Material for this task:
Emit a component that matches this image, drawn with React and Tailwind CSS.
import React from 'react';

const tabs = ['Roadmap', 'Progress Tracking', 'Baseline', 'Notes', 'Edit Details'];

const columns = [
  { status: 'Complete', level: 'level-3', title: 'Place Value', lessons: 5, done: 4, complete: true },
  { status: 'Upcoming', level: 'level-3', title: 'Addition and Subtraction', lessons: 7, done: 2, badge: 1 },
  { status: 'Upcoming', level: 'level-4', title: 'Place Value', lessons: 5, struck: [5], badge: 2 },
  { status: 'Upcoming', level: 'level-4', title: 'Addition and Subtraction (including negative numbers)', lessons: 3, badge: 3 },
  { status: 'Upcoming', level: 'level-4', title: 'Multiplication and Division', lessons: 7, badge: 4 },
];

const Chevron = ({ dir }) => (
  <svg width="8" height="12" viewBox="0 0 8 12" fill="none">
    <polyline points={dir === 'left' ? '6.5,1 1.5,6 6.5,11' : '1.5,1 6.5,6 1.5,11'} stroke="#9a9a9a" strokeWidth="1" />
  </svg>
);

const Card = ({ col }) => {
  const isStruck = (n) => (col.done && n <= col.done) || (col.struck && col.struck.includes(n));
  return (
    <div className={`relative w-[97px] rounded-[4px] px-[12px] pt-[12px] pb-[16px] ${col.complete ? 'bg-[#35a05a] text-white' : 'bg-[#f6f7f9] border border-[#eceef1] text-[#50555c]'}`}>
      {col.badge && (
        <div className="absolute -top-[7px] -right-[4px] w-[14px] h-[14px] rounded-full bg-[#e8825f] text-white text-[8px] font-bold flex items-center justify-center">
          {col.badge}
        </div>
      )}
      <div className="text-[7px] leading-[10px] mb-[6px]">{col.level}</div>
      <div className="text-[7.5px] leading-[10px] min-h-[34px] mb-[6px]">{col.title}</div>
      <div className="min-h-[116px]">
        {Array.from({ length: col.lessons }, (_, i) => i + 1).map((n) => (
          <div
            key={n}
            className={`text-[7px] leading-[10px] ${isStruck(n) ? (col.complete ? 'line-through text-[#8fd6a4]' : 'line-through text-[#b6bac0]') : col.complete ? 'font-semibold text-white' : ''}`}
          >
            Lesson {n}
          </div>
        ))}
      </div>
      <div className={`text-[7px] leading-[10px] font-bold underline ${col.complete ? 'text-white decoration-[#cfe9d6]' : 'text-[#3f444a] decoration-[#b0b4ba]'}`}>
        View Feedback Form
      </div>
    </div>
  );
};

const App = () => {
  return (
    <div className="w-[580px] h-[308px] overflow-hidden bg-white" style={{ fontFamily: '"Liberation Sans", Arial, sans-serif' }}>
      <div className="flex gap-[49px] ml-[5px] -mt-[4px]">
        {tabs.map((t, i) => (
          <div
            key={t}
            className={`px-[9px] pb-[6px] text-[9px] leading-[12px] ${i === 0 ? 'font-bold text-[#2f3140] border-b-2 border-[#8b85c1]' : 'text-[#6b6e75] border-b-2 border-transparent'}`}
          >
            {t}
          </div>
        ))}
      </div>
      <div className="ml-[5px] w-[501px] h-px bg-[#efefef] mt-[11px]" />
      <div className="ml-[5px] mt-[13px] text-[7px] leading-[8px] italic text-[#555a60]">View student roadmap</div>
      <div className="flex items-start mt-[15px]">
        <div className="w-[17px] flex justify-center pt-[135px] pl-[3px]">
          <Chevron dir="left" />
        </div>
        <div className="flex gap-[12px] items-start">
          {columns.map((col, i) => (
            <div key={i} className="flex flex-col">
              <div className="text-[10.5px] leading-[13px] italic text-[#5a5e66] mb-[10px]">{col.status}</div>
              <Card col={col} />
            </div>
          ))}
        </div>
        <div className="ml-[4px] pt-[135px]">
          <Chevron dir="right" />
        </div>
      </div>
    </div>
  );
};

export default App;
* * *
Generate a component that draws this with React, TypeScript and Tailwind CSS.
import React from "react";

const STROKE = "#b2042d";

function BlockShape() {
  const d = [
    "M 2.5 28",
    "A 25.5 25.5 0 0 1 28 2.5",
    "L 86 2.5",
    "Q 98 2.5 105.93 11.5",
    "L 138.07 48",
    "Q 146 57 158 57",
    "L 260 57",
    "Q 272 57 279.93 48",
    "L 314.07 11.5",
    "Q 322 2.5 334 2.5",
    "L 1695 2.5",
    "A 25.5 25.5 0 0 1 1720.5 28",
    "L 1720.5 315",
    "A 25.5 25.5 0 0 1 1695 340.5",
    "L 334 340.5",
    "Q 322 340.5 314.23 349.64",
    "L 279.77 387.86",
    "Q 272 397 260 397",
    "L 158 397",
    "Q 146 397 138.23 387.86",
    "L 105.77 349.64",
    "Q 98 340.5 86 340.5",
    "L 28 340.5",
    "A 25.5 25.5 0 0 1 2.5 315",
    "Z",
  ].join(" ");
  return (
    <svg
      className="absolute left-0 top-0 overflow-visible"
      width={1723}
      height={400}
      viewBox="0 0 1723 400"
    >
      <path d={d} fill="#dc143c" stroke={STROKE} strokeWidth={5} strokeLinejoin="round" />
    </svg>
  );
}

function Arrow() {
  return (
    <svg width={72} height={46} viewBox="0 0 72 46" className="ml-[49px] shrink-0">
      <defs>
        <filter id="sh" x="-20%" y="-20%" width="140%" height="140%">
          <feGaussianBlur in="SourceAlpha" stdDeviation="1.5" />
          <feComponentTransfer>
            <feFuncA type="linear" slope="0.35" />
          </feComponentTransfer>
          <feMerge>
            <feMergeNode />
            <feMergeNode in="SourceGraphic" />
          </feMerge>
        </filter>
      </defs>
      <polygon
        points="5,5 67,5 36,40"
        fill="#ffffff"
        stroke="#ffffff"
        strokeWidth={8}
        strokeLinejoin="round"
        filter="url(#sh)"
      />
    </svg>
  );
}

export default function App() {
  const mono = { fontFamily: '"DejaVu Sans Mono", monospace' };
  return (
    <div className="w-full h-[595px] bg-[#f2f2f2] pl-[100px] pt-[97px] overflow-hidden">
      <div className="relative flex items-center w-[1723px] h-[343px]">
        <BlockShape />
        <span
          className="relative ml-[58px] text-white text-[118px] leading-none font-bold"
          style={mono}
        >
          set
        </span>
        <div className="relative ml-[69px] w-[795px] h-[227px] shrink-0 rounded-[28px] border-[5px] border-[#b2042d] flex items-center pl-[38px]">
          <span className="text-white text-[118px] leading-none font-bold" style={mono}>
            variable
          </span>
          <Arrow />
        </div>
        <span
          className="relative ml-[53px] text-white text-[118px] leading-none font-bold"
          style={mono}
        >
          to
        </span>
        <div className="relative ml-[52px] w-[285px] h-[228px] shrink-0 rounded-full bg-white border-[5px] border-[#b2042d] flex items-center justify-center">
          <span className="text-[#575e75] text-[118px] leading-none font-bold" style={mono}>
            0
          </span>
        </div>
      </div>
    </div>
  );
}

The exercise:
Your task is to repeat the lines from the one containing "Emit a component" to the one containing "const tabs = ['Roadmap', 'Progress", both lines included. Leave out every other line.

Right answer:
Emit a component that matches this image, drawn with React and Tailwind CSS.
import React from 'react';

const tabs = ['Roadmap', 'Progress Tracking', 'Baseline', 'Notes', 'Edit Details'];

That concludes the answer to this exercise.